Perhaps five or six years ago--and certainly 20 years ago--The Crimson would not have endorsed Bill Clinton, citing his approval of the death penalty and refusal to endorse widespread redistribution, among other things, as the sources of his inadequacy.

The death penalty still bothers most of us. But if economic growth and the expansion of cultural freedoms made our predecessors more idealistic, economic stagnation and the divisive politics of Reaganism have made the current generation of college-age students less so.

We still worry about job loss, educational decay, a society in which over half of America's male middle schoolers believe it's okay to force sex on a woman they are dating. We still worry about the poor. We still worry about crumbling public schools. We still worry about racial division, urban blight and anti-gay attitudes.

And now we worry about paying the bills, too. We worry about finding jobs for ourselves and good public schools for our children. We worry about the long-term economic stability of the nation and its ability to finance the programs we want. We worry about crime and drugs. We worry about the development of a partially welfare-dependent society and the lack of personal responsibility on the part of many Americans.

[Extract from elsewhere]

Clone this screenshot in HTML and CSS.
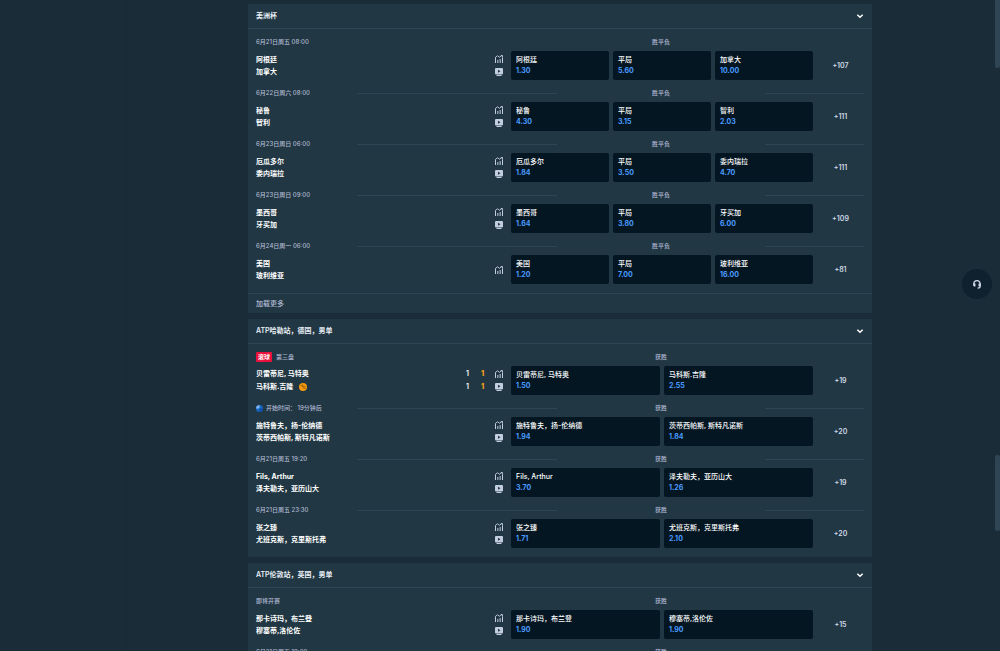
FILE: index.html
```html
<!DOCTYPE html>
<html lang="zh-CN">
<head>
<meta charset="utf-8">
<meta name="viewport" content="width=device-width, initial-scale=1">
<title>体育投注</title>
<link rel="stylesheet" href="styles.css">
</head>
<body>
<svg class="sprite" aria-hidden="true">
  <symbol id="stats" viewBox="0 0 16 16">
    <path d="M1 7V4.500L5 1.500l4 3 5-3.500M11.500 1H15v4" fill="none" stroke="currentColor" stroke-width="1.800"/>
    <path d="M0 6h2v10H0zM4.700 10h2v6h-2zM9.300 8h2v8h-2zM14 5h2v11h-2z" fill="currentColor"/>
  </symbol>
  <symbol id="video" viewBox="0 0 16 16">
    <path fill-rule="evenodd" d="M2 0h12a2 2 0 0 1 2 2v9a2 2 0 0 1-2 2H2a2 2 0 0 1-2-2V2a2 2 0 0 1 2-2zm4 3.500v6l5-3zM3 14h10v2H3z" fill="currentColor"/>
  </symbol>
  <symbol id="chevron" viewBox="0 0 12 12">
    <path d="M2 4l4 4 4-4" fill="none" stroke="currentColor" stroke-width="2.200"/>
  </symbol>
  <symbol id="ball" viewBox="0 0 16 16">
    <circle cx="8" cy="8" r="8" fill="#f59a0c"/>
    <path d="M3 5c3 0 3 1 4.500 3s3 3 5.500 3M7 3c0 2 1 3 2.500 4S12 8 13.500 7" fill="none" stroke="#7a4a10" stroke-width="1.500"/>
  </symbol>
  <symbol id="clock" viewBox="0 0 16 16">
    <circle cx="8" cy="8" r="8" fill="#1668c4"/>
    <path d="M8 8V0a8 8 0 0 0-8 8z" fill="#7db4f0"/>
    <path d="M8 8h8a8 8 0 0 1-8 8z" fill="#0d4f9e"/>
  </symbol>
</svg>
<div class="app">
  <aside class="sidebar"></aside>
  <main class="content">

    <section class="card">
      <button class="card-head" type="button"><span>美洲杯</span><svg class="chevron"><use href="#chevron"/></svg></button>
      <article class="event">
        <div class="meta"><time class="when">6月21日周五 08:00</time><i></i><span class="market">胜平负</span><i></i></div>
        <div class="line">
          <div class="info"><div class="teams"><span>阿根廷</span><span>加拿大</span></div><div class="icons"><svg><use href="#stats"/></svg><svg><use href="#video"/></svg></div></div>
          <div class="odds"><button type="button">阿根廷<b>1.30</b></button><button type="button">平局<b>5.60</b></button><button type="button">加拿大<b>10.00</b></button></div>
          <a class="more" href="#">+107</a>
        </div>
      </article>
      <article class="event">
        <div class="meta"><time class="when">6月22日周六 08:00</time><i></i><span class="market">胜平负</span><i></i></div>
        <div class="line">
          <div class="info"><div class="teams"><span>秘鲁</span><span>智利</span></div><div class="icons"><svg><use href="#stats"/></svg><svg><use href="#video"/></svg></div></div>
          <div class="odds"><button type="button">秘鲁<b>4.30</b></button><button type="button">平局<b>3.15</b></button><button type="button">智利<b>2.03</b></button></div>
          <a class="more" href="#">+111</a>
        </div>
      </article>
      <article class="event">
        <div class="meta"><time class="when">6月23日周日 06:00</time><i></i><span class="market">胜平负</span><i></i></div>
        <div class="line">
          <div class="info"><div class="teams"><span>厄瓜多尔</span><span>委内瑞拉</span></div><div class="icons"><svg><use href="#stats"/></svg><svg><use href="#video"/></svg></div></div>
          <div class="odds"><button type="button">厄瓜多尔<b>1.84</b></button><button type="button">平局<b>3.50</b></button><button type="button">委内瑞拉<b>4.70</b></button></div>
          <a class="more" href="#">+111</a>
        </div>
      </article>
      <article class="event">
        <div class="meta"><time class="when">6月23日周日 09:00</time><i></i><span class="market">胜平负</span><i></i></div>
        <div class="line">
          <div class="info"><div class="teams"><span>墨西哥</span><span>牙买加</span></div><div class="icons"><svg><use href="#stats"/></svg><svg><use href="#video"/></svg></div></div>
          <div class="odds"><button type="button">墨西哥<b>1.64</b></button><button type="button">平局<b>3.80</b></button><button type="button">牙买加<b>6.00</b></button></div>
          <a class="more" href="#">+109</a>
        </div>
      </article>
      <article class="event">
        <div class="meta"><time class="when">6月24日周一 06:00</time><i></i><span class="market">胜平负</span><i></i></div>
        <div class="line">
          <div class="info"><div class="teams"><span>美国</span><span>玻利维亚</span></div><div class="icons"><svg><use href="#stats"/></svg></div></div>
          <div class="odds"><button type="button">美国<b>1.20</b></button><button type="button">平局<b>7.00</b></button><button type="button">玻利维亚<b>16.00</b></button></div>
          <a class="more" href="#">+81</a>
        </div>
      </article>
      <button class="load-more" type="button">加载更多</button>
    </section>

    <section class="card">
      <button class="card-head" type="button"><span>ATP哈勒站，德国，男单</span><svg class="chevron"><use href="#chevron"/></svg></button>
      <article class="event">
        <div class="meta"><span class="when"><em class="live">滚球</em>第三盘</span><i></i><span class="market">获胜</span><i></i></div>
        <div class="line">
          <div class="info"><div class="teams spaced"><span>贝雷蒂尼, 马特奥</span><span>马科斯.吉隆<svg class="ball"><use href="#ball"/></svg></span></div><div class="scores"><span>1</span><b>1</b><span>1</span><b>1</b></div><div class="icons"><svg><use href="#stats"/></svg><svg><use href="#video"/></svg></div></div>
          <div class="odds"><button type="button">贝雷蒂尼, 马特奥<b>1.50</b></button><button type="button">马科斯.吉隆<b>2.55</b></button></div>
          <a class="more" href="#">+19</a>
        </div>
      </article>
      <article class="event">
        <div class="meta"><span class="when"><svg class="clock"><use href="#clock"/></svg>开始时间： 19分钟后</span><i></i><span class="market">获胜</span><i></i></div>
        <div class="line">
          <div class="info"><div class="teams"><span>施特鲁夫，扬-伦纳德</span><span>茨蒂西帕斯, 斯特凡诺斯</span></div><div class="icons"><svg><use href="#stats"/></svg><svg><use href="#video"/></svg></div></div>
          <div class="odds"><button type="button">施特鲁夫，扬-伦纳德<b>1.94</b></button><button type="button">茨蒂西帕斯, 斯特凡诺斯<b>1.84</b></button></div>
          <a class="more" href="#">+20</a>
        </div>
      </article>
      <article class="event">
        <div class="meta"><time class="when">6月21日周五 19:20</time><i></i><span class="market">获胜</span><i></i></div>
        <div class="line">
          <div class="info"><div class="teams"><span>Fils, Arthur</span><span>泽夫勒夫，亚历山大</span></div><div class="icons"><svg><use href="#stats"/></svg><svg><use href="#video"/></svg></div></div>
          <div class="odds"><button type="button">Fils, Arthur<b>3.70</b></button><button type="button">泽夫勒夫，亚历山大<b>1.26</b></button></div>
          <a class="more" href="#">+19</a>
        </div>
      </article>
      <article class="event">
        <div class="meta"><time class="when">6月21日周五 23:30</time><i></i><span class="market">获胜</span><i></i></div>
        <div class="line">
          <div class="info"><div class="teams"><span>张之臻</span><span>尤班克斯，克里斯托弗</span></div><div class="icons"><svg><use href="#stats"/></svg><svg><use href="#video"/></svg></div></div>
          <div class="odds"><button type="button">张之臻<b>1.71</b></button><button type="button">尤班克斯，克里斯托弗<b>2.10</b></button></div>
          <a class="more" href="#">+20</a>
        </div>
      </article>
    </section>

    <section class="card">
      <button class="card-head" type="button"><span>ATP伦敦站，英国，男单</span><svg class="chevron"><use href="#chevron"/></svg></button>
      <article class="event">
        <div class="meta"><span class="when">即将开赛</span><i></i><span class="market">获胜</span><i></i></div>
        <div class="line">
          <div class="info"><div class="teams"><span>那卡诗玛，布兰登</span><span>穆塞蒂,洛伦佐</span></div><div class="icons"><svg><use href="#stats"/></svg><svg><use href="#video"/></svg></div></div>
          <div class="odds"><button type="button">那卡诗玛，布兰登<b>1.90</b></button><button type="button">穆塞蒂,洛伦佐<b>1.90</b></button></div>
          <a class="more" href="#">+15</a>
        </div>
      </article>
      <article class="event">
        <div class="meta"><time class="when">6月21日周五 19:00</time><i></i><span class="market">获胜</span><i></i></div>
      </article>
    </section>
  </main>
  <div class="rail"><span class="thumb"></span><span class="thumb faint"></span></div>
</div>
<button class="support" type="button" aria-label="在线客服">
  <svg viewBox="0 0 16 16"><path d="M3 10V7.500a5 5 0 0 1 10 0V12q0 2.500-4 2.500" fill="none" stroke="currentColor" stroke-width="2"/><path d="M2 7h3.500v5H4a2 2 0 0 1-2-2zM10.500 7H14v3a2 2 0 0 1-2 2h-1.500z" fill="currentColor"/></svg>
</button>
</body>
</html>
```
FILE: styles.css
```css
* { box-sizing: border-box; }

:root {
  --page: #1a2c38;
  --card: #213743;
  --line: #2f4553;
  --dark: #041622;
  --muted: #b1bad3;
  --blue: #4a9bff;
}

body {
  margin: 0;
  height: 100vh;
  overflow: hidden;
  background: var(--page);
  color: #fff;
  font: 500 7px/12px Inter, "Noto Sans CJK SC", sans-serif;
}

button {
  border: 0;
  padding: 0;
  background: none;
  color: inherit;
  font: inherit;
  text-align: left;
  cursor: pointer;
}

.sprite { display: none; }

.app {
  display: flex;
  height: 100%;
  overflow: hidden;
}

.sidebar {
  flex: none;
  width: 127px;
  border-right: 1px solid #172935;
}

.content {
  flex: 1;
  display: flex;
  flex-direction: column;
  gap: 6px;
  padding: 4px 123px 0 121px;
}

.card {
  flex: none;
  padding-bottom: 9px;
  background: var(--card);
}

.card:has(.load-more) { padding-bottom: 0; }

.card-head {
  display: flex;
  justify-content: space-between;
  align-items: center;
  width: 100%;
  height: 25px;
  padding: 0 8px;
  border-bottom: 1px solid var(--line);
  color: #e8eef5;
  font-weight: 600;
}

.chevron { width: 8px; height: 8px; color: #fff; }

.event { padding: 0 8px; }

.meta {
  display: grid;
  grid-template-columns: 101fr 200fr 208fr 99fr;
  align-items: center;
  height: 22px;
  padding-top: 4px;
  color: var(--muted);
  font-size: 6px;
  white-space: nowrap;
}

.meta i { height: 1px; background: var(--line); }
.card-head + .event .meta i { visibility: hidden; }

.when { display: flex; align-items: center; }
.market { text-align: center; }

.live {
  margin-right: 4px;
  padding: 0 2px;
  border-radius: 1px;
  background: #e9113c;
  color: #fff;
  font-style: normal;
  font-weight: 700;
  line-height: 10px;
}

.clock { width: 7px; height: 7px; margin-right: 3px; }

.line {
  display: grid;
  grid-template-columns: 251fr 302fr 47fr;
  column-gap: 4px;
  align-items: center;
}

.info {
  display: flex;
  align-items: center;
  gap: 10px;
  padding-right: 4px;
}

.teams {
  flex: 1;
  display: flex;
  flex-direction: column;
  font-weight: 700;
}

.teams.spaced { gap: 1px; }

.teams span { display: flex; align-items: center; }

.ball { width: 8px; height: 8px; margin-left: 6px; }

.scores {
  display: grid;
  grid-template-columns: 5px 5px;
  gap: 1px 10px;
  font-weight: 600;
  text-align: center;
}

.scores b { color: #ee9a1a; }

.icons {
  display: flex;
  flex-direction: column;
  gap: 5px;
  color: #c3cde0;
}

.icons svg { width: 8px; height: 8px; }

.odds {
  display: flex;
  gap: 4px;
}

.odds button {
  flex: 1 1 0;
  height: 29px;
  padding: 0 5px 1px;
  border-radius: 2px;
  background: var(--dark);
  line-height: 11px;
}

.odds b {
  display: block;
  color: var(--blue);
  font-weight: 700;
}

.more {
  color: #d0d9e8;
  font-weight: 600;
  text-align: center;
  text-decoration: none;
}

.load-more {
  display: block;
  width: 100%;
  height: 20px;
  margin-top: 9px;
  padding: 0 8px;
  border-top: 1px solid var(--line);
  color: var(--muted);
}

.rail {
  flex: none;
  display: flex;
  flex-direction: column;
  justify-content: space-between;
  width: 5px;
  padding-bottom: 120px;
}

.thumb {
  height: 68px;
  border-radius: 0 0 2px 2px;
  background: var(--line);
}

.thumb.faint { height: 76px; border-radius: 2px; }

.support {
  position: fixed;
  top: 269px;
  right: 8px;
  display: flex;
  align-items: center;
  justify-content: center;
  width: 30px;
  height: 30px;
  border-radius: 50%;
  background: #0f212e;
  color: #d5dceb;
}

.support svg { width: 10px; height: 10px; }
```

In the end, it is Bill Clinton who seems to understand these worries best. We hope he doesn't fudge the truth, as he has sometimes in this campaign and as Bush has throughout his presidency. But, at base, we know we share Clinton's principles.

A President Clinton won't bring utopia. Four years from now, every day won't be sunny, every street won't be free of crime, every home won't be prosperous.

But our lives will be better. And electing William Jefferson Clinton is the way to ensure that.